In summary, ignore the hype of outsourcing vendors and their paid advertisements in “research” papers and news articles. Procurement outsourcing is a dud today. However, we look forward to a vendor developing sufficient expertise and internal teams developing sufficiently strong performance metrics to make procurement outsourcing viable some day.
Related posts:






It is not about the solutions… for the last 5 years, the solutions for procurement have started out reasonable and have improved.
I think there are 4 reasons why most procurement outsourcing fails:
1. It is about change. Most Corporations are not prepared to manage the necessary change to gain the maximum value from a procurement improvement program, especially with indirect purchases.

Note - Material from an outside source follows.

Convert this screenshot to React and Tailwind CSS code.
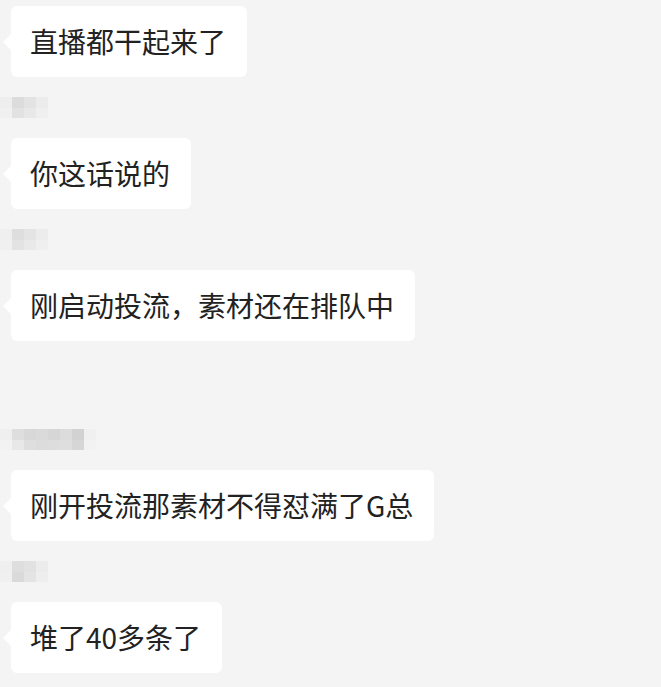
const messages = [
  { name: [['#efefef', '#f0f0f0'], ['#dadada', '#d6d6d6'], ['#e1e1e1', '#dedede'], ['#ececec', '#ededed']], text: '直播都干起来了' },
  { name: [['#eeeeee', '#f0f0f0'], ['#dcdcdc', '#e2e2e2'], ['#e3e3e3', '#e8e8e8'], ['#ececec', '#efefef']], text: '你这话说的' },
  { name: [['#efefef', '#f0f0f0'], ['#dedede', '#e3e3e3'], ['#e4e4e4', '#e9e9e9'], ['#ececec', '#efefef']], text: '刚启动投流，素材还在排队中' },
  {
    name: [
      ['#efefef', '#f2f2f2'],
      ['#dedede', '#e8e8e8'],
      ['#d8d8d8', '#dedede'],
      ['#dadada', '#dcdcdc'],
      ['#d6d6d6', '#dddddd'],
      ['#dcdcdc', '#dedede'],
      ['#d2d2d2', '#d6d6d6'],
      ['#f0f0f0', '#f2f2f2'],
    ],
    text: '刚开投流那素材不得怼满了G总',
    gap: true,
  },
  { name: [['#efefef', '#f0f0f0'], ['#dedede', '#dadada'], ['#e2e2e2', '#e4e4e4'], ['#ececec', '#eeeeee']], text: '堆了40多条了' },
];

function BlurName({ shades }) {
  return (
    <div className="flex h-[21px] -ml-[11px] blur-[0.6px]">
      {shades.map(([top, bottom], i) => (
        <div key={i} className="flex h-full w-[12px] flex-col">
          <div className="h-[11px] w-full" style={{ backgroundColor: top }} />
          <div className="h-[11px] w-full" style={{ backgroundColor: bottom }} />
        </div>
      ))}
    </div>
  );
}

function Bubble({ children }) {
  return (
    <div className="relative self-start rounded-[6px] bg-white pl-[19px] pr-[21px] py-[20px] text-[28px] leading-[31px] text-[#222]">
      <span className="absolute -left-[8px] top-1/2 -translate-y-1/2 border-y-[8px] border-r-[8px] border-y-transparent border-r-white" />
      {children}
    </div>
  );
}

export default function App() {
  return (
    <div
      className="flex min-h-[687px] w-[661px] flex-col gap-[20px] bg-[#f4f4f4] pl-[11px] pt-[6px]"
      style={{ fontFamily: '"Noto Sans CJK SC", "Noto Sans", sans-serif' }}
    >
      {messages.map((m, i) => (
        <div key={i} className="contents">
          {i > 0 && (
            <div className={m.gap ? 'mt-[68px]' : ''}>
              <BlurName shades={m.name} />
            </div>
          )}
          <Bubble>{m.text}</Bubble>
        </div>
      ))}
    </div>
  );
}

2. In a decentralized Corporate environment, the P&L is King. Therefore, if P&L Director does not buy into the outsourcing, there will be no result.
3. Outsourcing organizations let their client lose sight of the prize with the potential aggregated buying savings. The prize is simple; catalogs on-line with contractual agreed pricing and contract management. These 2 items should more than deliver the business case.
4. Lastly, most procurement organizations need a total revamp. There are old school buyers who are not ready for the new model.